There are many voice activated devices to help us in the home and at work, including Google Assistant, Alexa from Amazon, Siri from Apple and Cortana from Microsoft.
Strategy Analytics predicted that in Q4 2017 that smart speakers would reach 12 million units world wide and so 24 million for all of 2017.
Google unveiled their voice controlled Assistant in May 2016 which is an upgrade of Google Now and they have built upon the “OK Google” voice controls but how much can these voice activated devices really help us?
Some of us take our health for granted. One day I woke up and had blurry vision out of my good eye. I could not see my screen very well to read or do work, but luckily this was just temporary. However, RNIB states that in the UK, there are over 2 million people living with sight loss. This number is expected to rise to nearly 4 million by 2050.
But what is being done in terms of voice search to help these people access the internet?
I thought voice search would open up the world of the internet to more people who due to a disability or visual impairness could not use it. I thought older family members who have a hard time seeing clearly could use Voice Search. But who is using it?
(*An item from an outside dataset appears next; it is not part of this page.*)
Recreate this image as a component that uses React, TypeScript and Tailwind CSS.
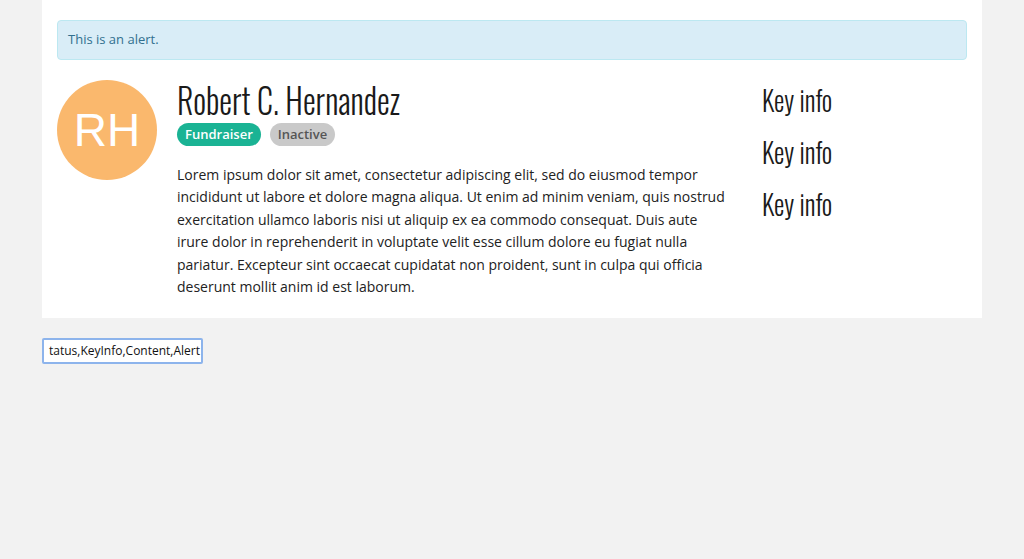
const heading = "font-['Oswald','Liberation_Sans_Narrow','DejaVu_Sans_Condensed',sans-serif] font-light";

const KeyInfo = () => (
    <div className={`${heading} text-[28px] leading-[52px] text-[#1a1a1a] origin-left scale-x-[0.93]`}>Key info</div>
);

export default function App() {
    return (
        <div className="min-h-[559px] bg-[#f2f2f2] font-['Open_Sans',sans-serif] text-[#333]">
            <div className="ml-[42px] w-[940px] bg-white px-[15px] pt-[20px] pb-[20px]">
                <div className="h-[40px] rounded-[4px] border border-[#bce8f1] bg-[#d9edf7] px-[10px] flex items-center text-[13px] text-[#31708f]">
                    This is an alert.
                </div>
                <div className="mt-[20px] flex">
                    <div className="w-[100px] h-[100px] shrink-0 rounded-full bg-[#fab86d] flex items-center justify-center text-white text-[46px] font-['Liberation_Sans',sans-serif]">
                        RH
                    </div>
                    <div className="ml-[20px] w-[555px]">
                        <h1 className={`${heading} text-[36px] leading-[38px] text-[#1a1a1a] origin-left scale-x-[0.89]`}>Robert C. Hernandez</h1>
                        <div className="mt-[5px] flex gap-[9px]">
                            <span className="h-[23px] px-[8px] rounded-full bg-[#1ab394] text-white text-[13px] font-semibold flex items-center">Fundraiser</span>
                            <span className="h-[23px] px-[8px] rounded-full bg-[#c9c9c9] text-[#555] text-[13px] font-semibold flex items-center">Inactive</span>
                        </div>
                        <p className="mt-[18px] text-[14px] leading-[22.4px] text-[#222]">
                            Lorem ipsum dolor sit amet, consectetur adipiscing elit, sed do eiusmod tempor incididunt ut labore et dolore magna aliqua. Ut enim ad minim veniam, quis nostrud exercitation ullamco laboris nisi ut aliquip ex ea commodo consequat. Duis aute irure dolor in reprehenderit in voluptate velit esse cillum dolore eu fugiat nulla pariatur. Excepteur sint occaecat cupidatat non proident, sunt in culpa qui officia deserunt mollit anim id est laborum.
                        </p>
                    </div>
                    <div className="ml-[30px] -mt-[6px]">
                        <KeyInfo />
                        <KeyInfo />
                        <KeyInfo />
                    </div>
                </div>
            </div>
            <div className="ml-[42px] mt-[20px] w-[161px] h-[26px] bg-white border-2 border-[#8db4ec] rounded-[2px] flex items-center px-[5px] text-[12px] text-[#111] overflow-hidden whitespace-nowrap">
                tatus,KeyInfo,Content,Alert
            </div>
        </div>
    );
}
Who is Using Voice Search?
I don’t have the stats for the UK, but in the US, figures on TechCrunch from eMarketer.com show that the younger demographic, between 25 and 34 are using voice enabled digital assistants the most. They make up 26.3% of the users. In February last year, Amazon said that the sale of its Echo were up 9 times compared to the season before. However, these figures do not go into detail if these people are visually impaired or if they have hand mobility issues.